Ductless air conditioning shines when precision, efficiency, and flexibility matter. If your home lacks ducts, rooms have wildly different exposures, or you’re finishing a new space, the case grows stronger. On the other hand, a compact, open-plan home with an existing well-sealed duct system may do just as well with a right-sized central unit. The smartest path starts with a room-by-room load calculation, a design that respects airflow and line routing, and a candid look at how you live in each space. With that groundwork, ductless becomes less of a gamble and more of a measured upgrade.

Use this quick checklist to focus your decision:
– Goals: Are you aiming for lower bills, quieter rooms, separate control, or all three?
– Zoning plan: Which rooms need independent setpoints, and which can share?
– Sizing: Did someone calculate loads, or are you relying on square-foot rules?
– Placement: Do proposed head locations and outdoor clearances make sense?
– Budget and phasing: Start with priority rooms now and expand later, or build a multi-zone plan up front?
– Maintenance: Who will handle filter cleaning, and what is the annual service plan?

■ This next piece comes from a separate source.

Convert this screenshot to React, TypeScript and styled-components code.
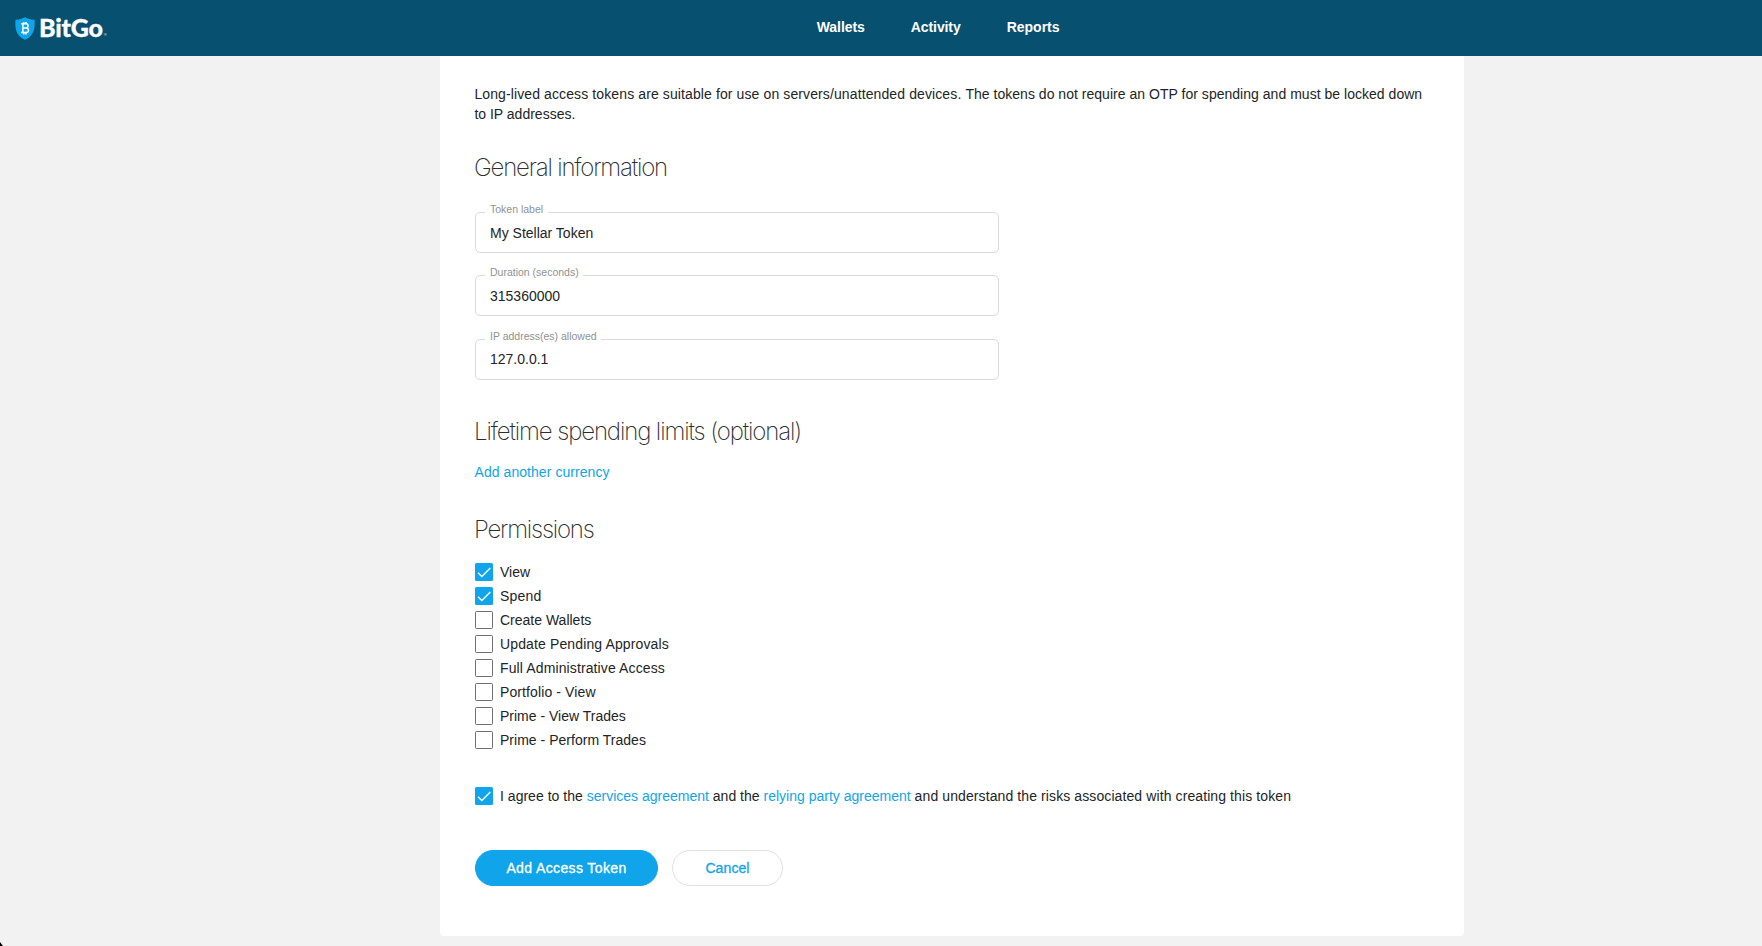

What you can expect when everything lines up is comfort that fades into the background—a steady hush, dry summer air, and winter warmth that feels even from wall to wall. You’ll also get transparency: each zone’s settings reflect exactly how that room is used, so you stop cooling or heating square footage you rarely occupy. If you prefer data, keep an eye on runtime and energy use during the first season; small adjustments to setpoints and schedules often unlock a bit more efficiency without sacrificing comfort. And if aesthetics worry you, plan finishes that integrate line covers with trim and choose head locations that recede from everyday view.

Ultimately, ductless is one of the top options for targeted comfort in homes where ducts don’t make sense or where customization matters. Approach the project like any lasting home improvement—measure twice, design once, install carefully, and maintain routinely. Do that, and your system is well-positioned to deliver quiet, dependable service through heatwaves, cold snaps, and everything in between.